Given request:
Exactly retype the opening line of the entries and every line after it, ending with the line that contains "const EMPTY_ROWS = 25;". Skip all pictures.

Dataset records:
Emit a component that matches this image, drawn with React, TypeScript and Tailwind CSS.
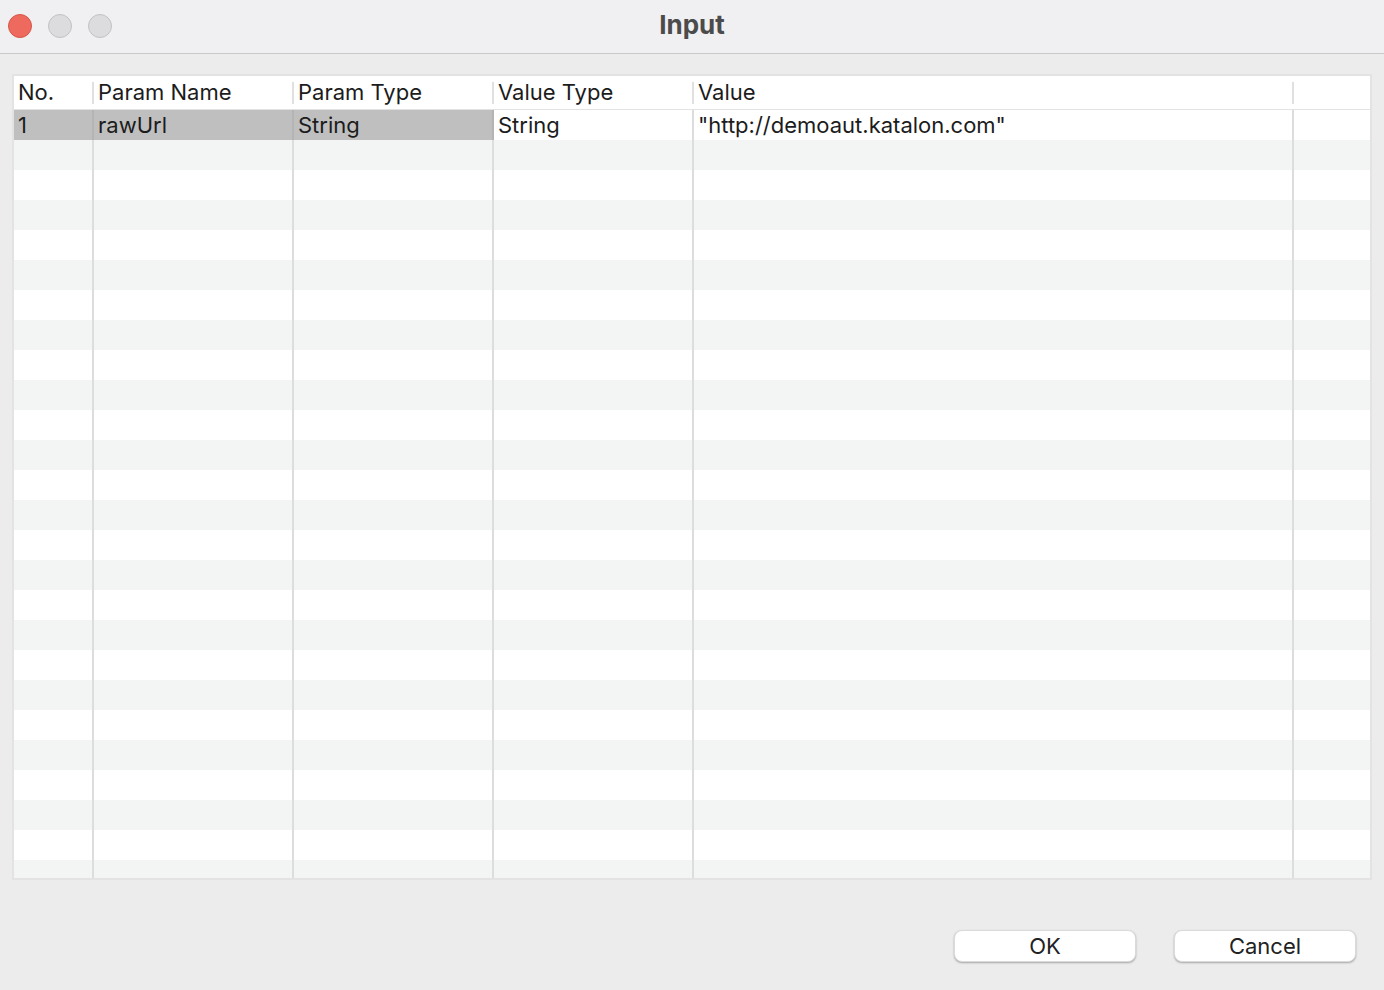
const COLS = ["No.", "Param Name", "Param Type", "Value Type", "Value", ""];

type TParam = {
  no: string;
  name: string;
  paramType: string;
  valueType: string;
  value: string;
};

const params: TParam[] = [
  {
    no: "1",
    name: "rawUrl",
    paramType: "String",
    valueType: "String",
    value: '"http://demoaut.katalon.com"',
  },
];

const EMPTY_ROWS = 25;

function TrafficLights() {
  return (
    <div className="flex items-center gap-4 pl-2 mb-[2px]">
      <span className="h-6 w-6 rounded-full bg-[#ee6a5f] border border-[#d6554a]" />
      <span className="h-6 w-6 rounded-full bg-[#dcdbde] border border-[#c2c1c4]" />
      <span className="h-6 w-6 rounded-full bg-[#dcdbde] border border-[#c2c1c4]" />
    </div>
  );
}

export default function App() {
  const gridCols = "grid grid-cols-[80px_200px_200px_200px_600px_1fr]";
  const cell = "flex items-center pl-1 border-r-2 text-[22px] leading-none whitespace-nowrap overflow-hidden";

  return (
    <div
      className="h-[990px] w-[1384px] flex flex-col bg-[#ececec] overflow-hidden text-[#1c1c1c]"
      style={{ fontFamily: "Inter, 'Liberation Sans', sans-serif" }}
    >
      {/* title bar */}
      <div className="h-[54px] shrink-0 bg-[#f0eff2] border-b border-[#c9c8cb] relative flex items-center">
        <TrafficLights />
        <h1 className="absolute inset-x-0 top-[10px] text-center text-[26px] leading-[30px] font-bold text-[#4b4b4b] pointer-events-none">
          Input
        </h1>
      </div>

      <div className="flex-1 flex flex-col pt-[20px] px-[12px]">
        {/* table */}
        <div className="h-[806px] w-[1360px] border-2 border-[#e3e3e3] bg-white overflow-hidden">
          <div className={`${gridCols} h-[34px] border-b border-[#e2e2e2] bg-white`}>
            {COLS.map((col, i) => (
              <div key={i} className="flex items-center">
                <span className="flex-1 pl-1 pb-[2px] text-[22px] leading-none whitespace-nowrap">
                  {col}
                </span>
                {i < COLS.length - 1 && (
                  <span className="h-[22px] w-[2px] bg-[#e0e0e0]" />
                )}
              </div>
            ))}
          </div>

          {params.map((p) => (
            <div key={p.no} className={`${gridCols} h-[30px] bg-white`}>
              <div className={`${cell} bg-[#bfbfbf] border-[#b4b4b4]`}>{p.no}</div>
              <div className={`${cell} bg-[#bfbfbf] border-[#b4b4b4]`}>{p.name}</div>
              <div className={`${cell} bg-[#bfbfbf] border-[#b4b4b4]`}>{p.paramType}</div>
              <div className={`${cell} border-[#dddddd]`}>{p.valueType}</div>
              <div className={`${cell} border-[#dddddd]`}>{p.value}</div>
              <div />
            </div>
          ))}

          {Array.from({ length: EMPTY_ROWS }).map((_, r) => (
            <div
              key={r}
              className={`${gridCols} h-[30px] ${r % 2 === 0 ? "bg-[#f3f4f4]" : "bg-white"}`}
            >
              {[0, 1, 2, 3, 4].map((c) => (
                <div key={c} className="border-r-2 border-[#dddddd]" />
              ))}
              <div />
            </div>
          ))}
        </div>

        {/* buttons */}
        <div className="flex justify-end gap-[38px] mt-[50px] pr-[16px]">
          <button className="h-8 w-[182px] rounded-lg bg-white text-[22px] leading-none text-[#222] shadow-[0_1px_2px_rgba(0,0,0,0.3)] border border-[#dadada]">
            OK
          </button>
          <button className="h-8 w-[182px] rounded-lg bg-white text-[22px] leading-none text-[#222] shadow-[0_1px_2px_rgba(0,0,0,0.3)] border border-[#dadada]">
            Cancel
          </button>
        </div>
      </div>
    </div>
  );
}
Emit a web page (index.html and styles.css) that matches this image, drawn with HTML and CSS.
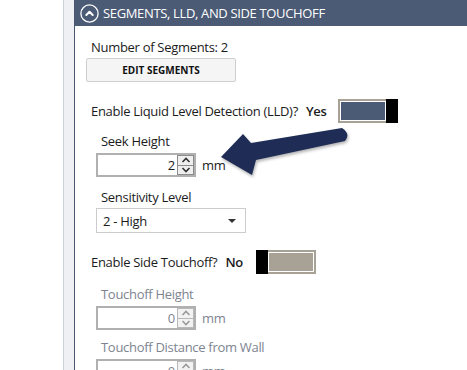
FILE: index.html
```html
<!DOCTYPE html>
<html lang="en">
<head>
    <meta charset="UTF-8">
    <title>Segments, LLD, and Side Touchoff</title>
    <link rel="stylesheet" href="styles.css">
</head>
<body>

    <div class="gutter"></div>
    <div class="rail"></div>

    <!-- Settings panel -->
    <div class="panel">
        <div class="panel-header">
            <svg class="collapse-icon" width="19" height="19" viewBox="0 0 19 19">
                <circle cx="9.5" cy="9.5" r="8.6" fill="none" stroke="#fff" stroke-width="1.3"/>
                <path d="M6.3 11 L9.5 7.8 L12.7 11" fill="none" stroke="#fff" stroke-width="2" stroke-linecap="round" stroke-linejoin="round"/>
            </svg>
            <span class="panel-title">SEGMENTS, LLD, AND SIDE TOUCHOFF</span>
        </div>

        <div class="panel-body">
            <div class="count">Number of Segments: 2</div>
            <button class="btn">EDIT SEGMENTS</button>

            <div class="toggle-row lld-row">
                <span>Enable Liquid Level Detection (LLD)?</span>
                <span class="state">Yes</span>
                <span class="toggle on"><span class="track"></span><span class="knob"></span></span>
            </div>

            <div class="field first">
                <div class="label">Seek Height</div>
                <div class="num-row">
                    <div class="num">
                        <span class="value">2</span>
                        <span class="spin">
                            <span class="spin-btn"><svg width="10" height="6" viewBox="0 0 10 6"><path d="M1.5 5 L5 1.5 L8.5 5" fill="none" stroke="currentColor" stroke-width="1.6"/></svg></span>
                            <span class="spin-btn"><svg width="10" height="6" viewBox="0 0 10 6"><path d="M1.5 1 L5 4.5 L8.5 1" fill="none" stroke="currentColor" stroke-width="1.6"/></svg></span>
                        </span>
                    </div>
                    <span class="unit">mm</span>
                </div>
            </div>

            <div class="field">
                <div class="label">Sensitivity Level</div>
                <div class="select">
                    <span>2 - High</span>
                    <span class="caret"></span>
                </div>
            </div>

            <div class="toggle-row side-row">
                <span>Enable Side Touchoff?</span>
                <span class="state">No</span>
                <span class="toggle off"><span class="knob"></span><span class="track"></span></span>
            </div>

            <div class="field disabled">
                <div class="label">Touchoff Height</div>
                <div class="num-row">
                    <div class="num">
                        <span class="value">0</span>
                        <span class="spin">
                            <span class="spin-btn"><svg width="10" height="6" viewBox="0 0 10 6"><path d="M1.5 5 L5 1.5 L8.5 5" fill="none" stroke="currentColor" stroke-width="1.6"/></svg></span>
                            <span class="spin-btn"><svg width="10" height="6" viewBox="0 0 10 6"><path d="M1.5 1 L5 4.5 L8.5 1" fill="none" stroke="currentColor" stroke-width="1.6"/></svg></span>
                        </span>
                    </div>
                    <span class="unit">mm</span>
                </div>
            </div>

            <div class="field disabled last">
                <div class="label">Touchoff Distance from Wall</div>
                <div class="num-row">
                    <div class="num">
                        <span class="value">0</span>
                        <span class="spin">
                            <span class="spin-btn"><svg width="10" height="6" viewBox="0 0 10 6"><path d="M1.5 5 L5 1.5 L8.5 5" fill="none" stroke="currentColor" stroke-width="1.6"/></svg></span>
                            <span class="spin-btn"><svg width="10" height="6" viewBox="0 0 10 6"><path d="M1.5 1 L5 4.5 L8.5 1" fill="none" stroke="currentColor" stroke-width="1.6"/></svg></span>
                        </span>
                    </div>
                    <span class="unit">mm</span>
                </div>
            </div>
        </div>
    </div>

    <!-- Callout arrow pointing at Seek Height -->
    <svg class="callout" width="140" height="56" viewBox="215 124 140 56">
        <path d="M221 157 L243 134 L251 143 L342 128 Q351 134 345 141 L256 160 L252 175 Z" fill="#1f2d56"/>
    </svg>

</body>
</html>
```

FILE: styles.css
```css
    body {
        margin: 0;
        height: 370px;
        overflow: hidden;
        display: flex;
        background-color: #fff;
        font-family: 'Open Sans', 'Noto Sans', sans-serif;
        font-size: 13px;
        letter-spacing: -0.3px;
        color: #1b1b1b;
    }

    /* Left side strip */
    .gutter {
        width: 63px;
        flex-shrink: 0;
    }

    .rail {
        width: 10px;
        flex-shrink: 0;
        background-color: #eef0f4;
        border-left: 1px solid #cdd1d8;
        border-right: 1px solid #4a5670;
    }

    /* Panel */
    .panel {
        flex: 1;
    }

    .panel-header {
        height: 26px;
        background-color: #4b5a75;
        display: flex;
        align-items: center;
        padding-left: 5px;
        gap: 4px;
        color: #fff;
    }

    .panel-title {
        font-size: 13px;
        letter-spacing: -0.35px;
        white-space: nowrap;
    }

    .panel-body {
        padding-left: 16px;
    }

    .count {
        margin-top: 12px;
        line-height: 18px;
    }

    .btn {
        display: block;
        margin: 2px 0 0 -5px;
        width: 150px;
        height: 24px;
        background-color: #f5f5f5;
        border: 1px solid #cfcfcf;
        border-radius: 2px;
        font-family: inherit;
        font-size: 10px;
        font-weight: bold;
        letter-spacing: 0;
        color: #111;
        padding: 0;
    }

    /* Toggle rows */
    .toggle-row {
        display: flex;
        align-items: center;
        height: 24px;
    }

    .lld-row {
        margin-top: 17px;
    }

    .side-row {
        margin-top: 17px;
    }

    .toggle-row .state {
        font-weight: 600;
        margin-left: 8px;
    }

    .toggle {
        display: flex;
        height: 24px;
        width: 60px;
    }

    .lld-row .toggle {
        margin-left: 11px;
    }

    .side-row .toggle {
        margin-left: 13px;
    }

    .toggle .track {
        flex: 1;
        border: 2px solid #a8a296;
        padding: 1px;
        background-clip: content-box;
    }

    .toggle.on .track {
        background-color: #4b5a75;
        border-right: none;
    }

    .toggle.off .track {
        background-color: #a8a296;
        border-left: none;
    }

    .toggle .knob {
        width: 12px;
        background-color: #000;
    }

    /* Fields */
    .field {
        margin-left: 5px;
        margin-top: 11px;
    }

    .field.first {
        margin-top: 9px;
    }

    .label {
        padding-left: 5px;
        line-height: 18px;
        margin-bottom: 3px;
    }

    .num-row {
        display: flex;
        align-items: center;
        gap: 6px;
    }

    .num {
        display: flex;
        width: 100px;
        height: 24px;
        box-sizing: border-box;
        border: 2px solid #b0b0b0;
        background-color: #fff;
    }

    .num .value {
        flex: 1;
        text-align: right;
        line-height: 20px;
        padding-right: 2px;
    }

    .spin {
        display: flex;
        flex-direction: column;
        width: 17px;
        color: #333;
    }

    .spin-btn {
        flex: 1;
        display: flex;
        align-items: center;
        justify-content: center;
        border: 1px solid #8c8c8c;
        background-color: #efefef;
    }

    .spin-btn + .spin-btn {
        border-top: none;
    }

    .select {
        display: flex;
        align-items: center;
        justify-content: space-between;
        width: 150px;
        height: 25px;
        box-sizing: border-box;
        border: 1px solid #cccccc;
        padding: 0 9px 0 6px;
        margin-top: -1px;
    }

    .caret {
        width: 0;
        height: 0;
        border-left: 4px solid transparent;
        border-right: 4px solid transparent;
        border-top: 4px solid #333;
    }

    .field.disabled {
        color: #7d8490;
    }

    .field.disabled .spin {
        color: #9a9a9a;
    }

    .field.disabled .spin-btn {
        border-color: #b8b8b8;
        background-color: #f2f2f2;
    }

    .side-row + .field {
        margin-top: 11px;
    }

    .field.last {
        margin-top: 8px;
    }

    /* Callout arrow */
    .callout {
        position: absolute;
        left: 215px;
        top: 124px;
        filter: drop-shadow(1px 2px 1.5px rgba(0, 0, 0, 0.3));
    }
```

Correct output:
Emit a component that matches this image, drawn with React, TypeScript and Tailwind CSS.
const COLS = ["No.", "Param Name", "Param Type", "Value Type", "Value", ""];

type TParam = {
  no: string;
  name: string;
  paramType: string;
  valueType: string;
  value: string;
};

const params: TParam[] = [
  {
    no: "1",
    name: "rawUrl",
    paramType: "String",
    valueType: "String",
    value: '"http://demoaut.katalon.com"',
  },
];

const EMPTY_ROWS = 25;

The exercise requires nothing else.